— Start of Supplied material —

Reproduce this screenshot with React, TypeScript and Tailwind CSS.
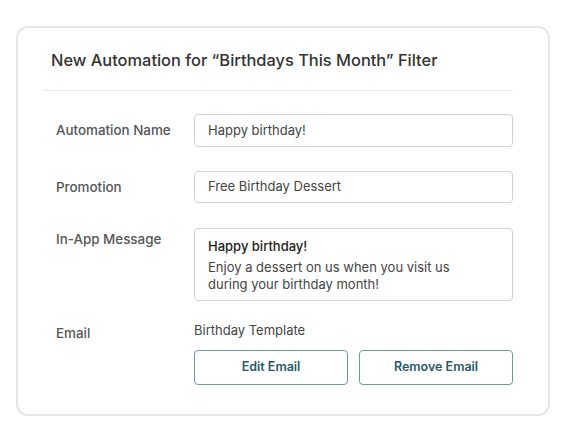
export default function App() {
  return (
    <div className="h-[443px] w-[567px] bg-white pl-4 pt-[26px] font-['Inter',sans-serif]">
      <div className="w-[534px] h-[390px] rounded-[12px] border-2 border-[#e6e6e6] bg-white pl-[26px] pr-[35px]">
        <div className="border-b border-[#e8e8e8] pt-[20px] pb-[18px] pl-[7px]">
          <h1 className="text-[16.4px] leading-6 font-medium text-[#333]">
            New Automation for “Birthdays This Month” Filter
          </h1>
        </div>

        <div className="pl-3 pt-[23px] text-[13px] text-[#555]">
          <div className="flex items-center">
            <span className="w-[138px] text-[13.4px] font-medium">Automation Name</span>
            <div className="flex h-[33px] flex-1 items-center rounded border border-[#d2d2d2] px-[13px] text-[#444]">
              Happy birthday!
            </div>
          </div>

          <div className="mt-6 flex items-center">
            <span className="w-[138px] text-[13.4px] font-medium">Promotion</span>
            <div className="flex h-[32px] flex-1 items-center rounded border border-[#d2d2d2] px-[13px] text-[#444]">
              Free Birthday Dessert
            </div>
          </div>

          <div className="mt-[25px] flex items-start">
            <span className="w-[138px] pt-[1px] text-[13.4px] font-medium">In-App Message</span>
            <div className="flex h-[73px] flex-1 flex-col rounded border border-[#d2d2d2] px-[13px] pt-[8px] text-[#444]">
              <span className="font-medium text-[#222] leading-[18px]">Happy birthday!</span>
              <span className="mt-[4px] leading-[17px]">
                Enjoy a dessert on us when you visit us
                <br />
                during your birthday month!
              </span>
            </div>
          </div>

          <div className="mt-[21px] flex items-start">
            <span className="w-[138px] pt-[1px] text-[13.4px] font-medium">Email</span>
            <div className="flex flex-1 flex-col">
              <span className="leading-[17px] text-[#444]">Birthday Template</span>
              <div className="mt-[11px] flex gap-[11px]">
                <button className="h-[35px] flex-1 rounded border border-[#6f98a3] text-[12.5px] font-semibold text-[#1f5a6b]">
                  Edit Email
                </button>
                <button className="h-[35px] flex-1 rounded border border-[#6f98a3] text-[12.5px] font-semibold text-[#1f5a6b]">
                  Remove Email
                </button>
              </div>
            </div>
          </div>
        </div>
      </div>
    </div>
  );
}
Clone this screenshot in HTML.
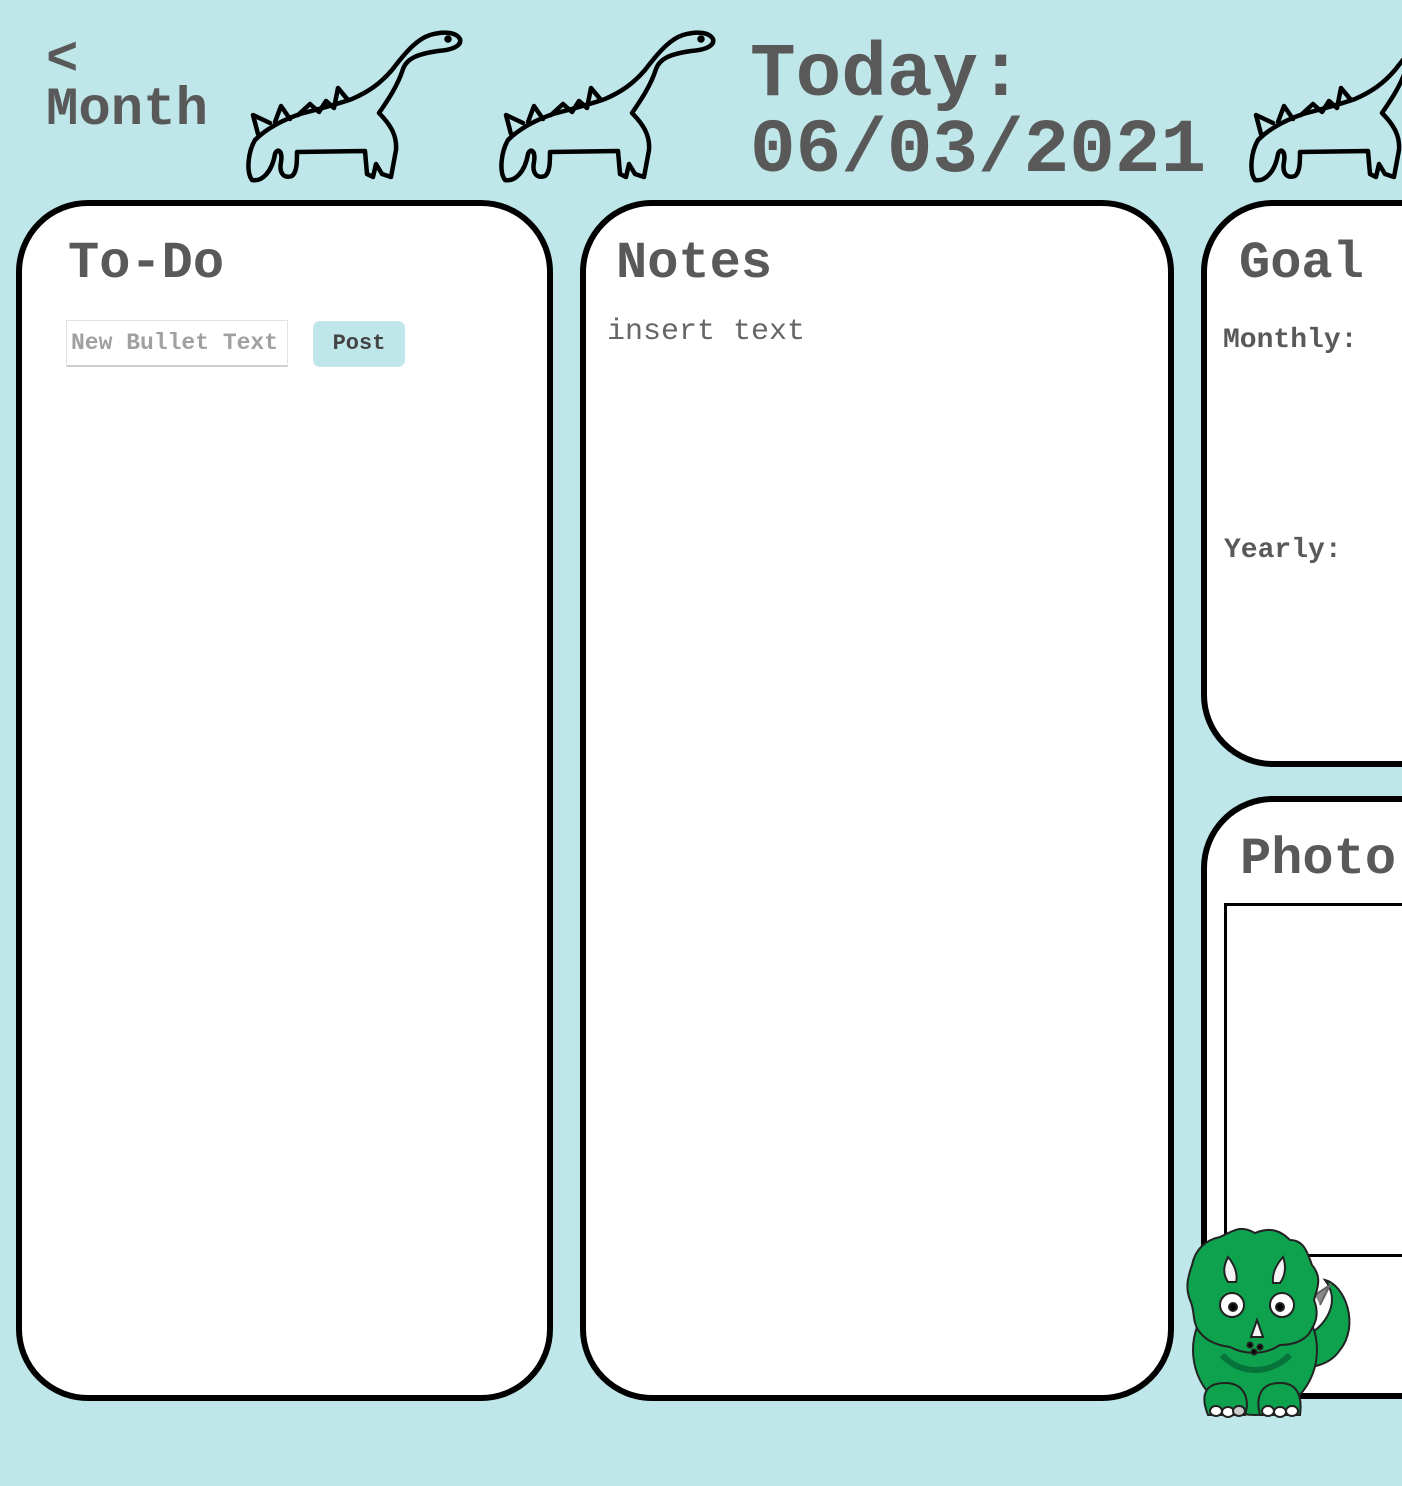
<!DOCTYPE html>
<html><head><meta charset="utf-8"><style>
html,body{margin:0;padding:0}
body{width:1402px;height:1486px;background:#bfe7e9;position:relative;overflow:hidden;font-family:"Liberation Mono","Courier New",monospace;color:#595959}
.abs{position:absolute}
.panel{position:absolute;background:#fff;border:6px solid #000;border-radius:72px;box-sizing:border-box}
.h{position:absolute;font-weight:bold;font-size:52px;line-height:52px;white-space:nowrap}
.dino{position:absolute;width:230px;height:170px}
</style></head><body>
<div class="abs" style="left:46px;top:36px;font-weight:bold;font-size:54px;line-height:50px">&lt;<br>Month</div>
<div class="abs" style="left:750px;top:37px;font-weight:bold;font-size:76px;line-height:76px">Today:<br>06/03/2021</div>

<svg width="0" height="0" style="position:absolute"><defs><g id="d" fill="none" stroke="#000" stroke-width="4.5" stroke-linejoin="round" stroke-linecap="round">
<path d="M15,118 C8,130 6,150 12,158 C22,160 32,150 35,132 C37,126 43,128 41,140 C39,150 43,157 52,154 C57,150 57,140 57,130 L125,129 L127,152 L133,155 L136,142 L142,152 L151,155 L156,128 C157,115 152,104 139,91 C148,78 158,63 163,47 C167,36 178,32 198,29 C212,28 222,24 220,17 C216,10 204,9 190,13 C178,17 168,27 152,48 C140,62 128,70 112,77 C95,83 75,88 60,92 C40,99 25,108 15,118 Z"/>
<path d="M18,112 L13,93 L30,101"/>
<path d="M35,100 L41,84 L50,97"/>
<path d="M58,93 L70,82 L79,90 L86,79 L94,86 L98,66 L108,78"/>
<circle cx="208" cy="17" r="1.5" fill="#000"/>
</g></defs></svg>
<svg class="dino" style="left:240px;top:22px" viewBox="0 0 230 170"><use href="#d"/></svg>
<svg class="dino" style="left:493px;top:22px" viewBox="0 0 230 170"><use href="#d"/></svg>
<svg class="dino" style="left:1243px;top:22px" viewBox="0 0 230 170"><use href="#d"/></svg>

<div class="panel" style="left:16px;top:200px;width:537px;height:1201px"></div>
<div class="h" style="left:68px;top:238px">To-Do</div>
<div class="abs" style="left:66px;top:320px;width:222px;height:47px;background:#fff;border:1px solid #e3e3e3;border-bottom:2px solid #cfcfcf;box-sizing:border-box;font-weight:bold;font-size:23px;line-height:45px;color:#a0a0a0;padding-left:4px;white-space:nowrap">New Bullet Text</div>
<div class="abs" style="left:313px;top:321px;width:92px;height:46px;background:#bfe7e9;border-radius:7px;font-weight:bold;font-size:22px;line-height:46px;text-align:center;color:#444">Post</div>

<div class="panel" style="left:580px;top:200px;width:594px;height:1201px"></div>
<div class="h" style="left:616px;top:238px">Notes</div>
<div class="abs" style="left:607px;top:315px;font-size:30px;line-height:34px;color:#666">insert text</div>

<div class="panel" style="left:1201px;top:200px;width:300px;height:567px"></div>
<div class="h" style="left:1239px;top:238px">Goal</div>
<div class="abs" style="left:1223px;top:326px;font-weight:bold;font-size:28px;line-height:30px">Monthly:</div>
<div class="abs" style="left:1224px;top:536px;font-weight:bold;font-size:28px;line-height:30px">Yearly:</div>

<div class="panel" style="left:1201px;top:796px;width:300px;height:603px"></div>
<div class="h" style="left:1240px;top:834px">Photo</div>
<div class="abs" style="left:1224px;top:903px;width:200px;height:354px;border:3px solid #000;box-sizing:border-box;background:#fff"></div>

<svg class="abs" style="left:1180px;top:1225px" width="185" height="200" viewBox="0 0 185 200">
<g stroke="#222" stroke-width="2">
<path d="M120,115 C150,100 160,75 145,55 C165,60 180,100 160,125 C150,140 130,145 115,140 Z" fill="#0ea24e"/>
<path d="M135,70 L150,60 L140,80" fill="#888" stroke="#666"/>
<ellipse cx="75" cy="125" rx="62" ry="65" fill="#0ea24e"/>
<path d="M40,12 C55,5 60,0 75,8 C90,2 100,5 110,15 C125,15 128,30 132,40 C142,52 138,62 134,75 C140,90 135,100 128,110 C120,118 110,120 100,120 C85,130 65,130 50,122 C35,120 25,115 18,105 C12,95 15,85 10,75 C5,62 8,52 12,40 C15,25 25,15 40,12 Z" fill="#0ea24e"/>
<path d="M42,130 C60,150 90,150 110,130" fill="none" stroke="#06733a" stroke-width="6"/>
<path d="M48,57 C42,48 44,40 48,32 C55,40 58,50 56,57 Z" fill="#f4f4f4"/>
<path d="M93,58 C92,48 96,40 103,32 C106,40 106,50 100,58 Z" fill="#f4f4f4"/>
<circle cx="52" cy="80" r="12" fill="#fff"/><circle cx="102" cy="80" r="12" fill="#fff"/>
<circle cx="53" cy="82" r="4" fill="#000"/><circle cx="100" cy="82" r="4" fill="#000"/>
<path d="M77,95 L83,112 L71,112 Z" fill="#f4f4f4"/>
<circle cx="70" cy="120" r="2.5" fill="#000"/><circle cx="80" cy="122" r="2.5" fill="#000"/><circle cx="74" cy="127" r="2.5" fill="#000"/>
<path d="M28,190 C20,170 25,158 45,158 C65,158 70,175 65,190 Z" fill="#0ea24e"/>
<path d="M80,190 C75,170 82,158 100,158 C120,158 122,175 120,190 Z" fill="#0ea24e"/>
<ellipse cx="36" cy="186" rx="6" ry="5" fill="#fff"/><ellipse cx="48" cy="187" rx="6" ry="5" fill="#fff"/><ellipse cx="59" cy="186" rx="6" ry="5" fill="#ccc"/>
<ellipse cx="88" cy="186" rx="6" ry="5" fill="#fff"/><ellipse cx="100" cy="187" rx="6" ry="5" fill="#fff"/><ellipse cx="112" cy="186" rx="6" ry="5" fill="#fff"/>
</g></svg>
</body></html>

— End of Supplied material —

> To be done:
Pull out every line in the material above where "screenshot" occurs.

> Complete response:
Reproduce this screenshot with React, TypeScript and Tailwind CSS.
Clone this screenshot in HTML.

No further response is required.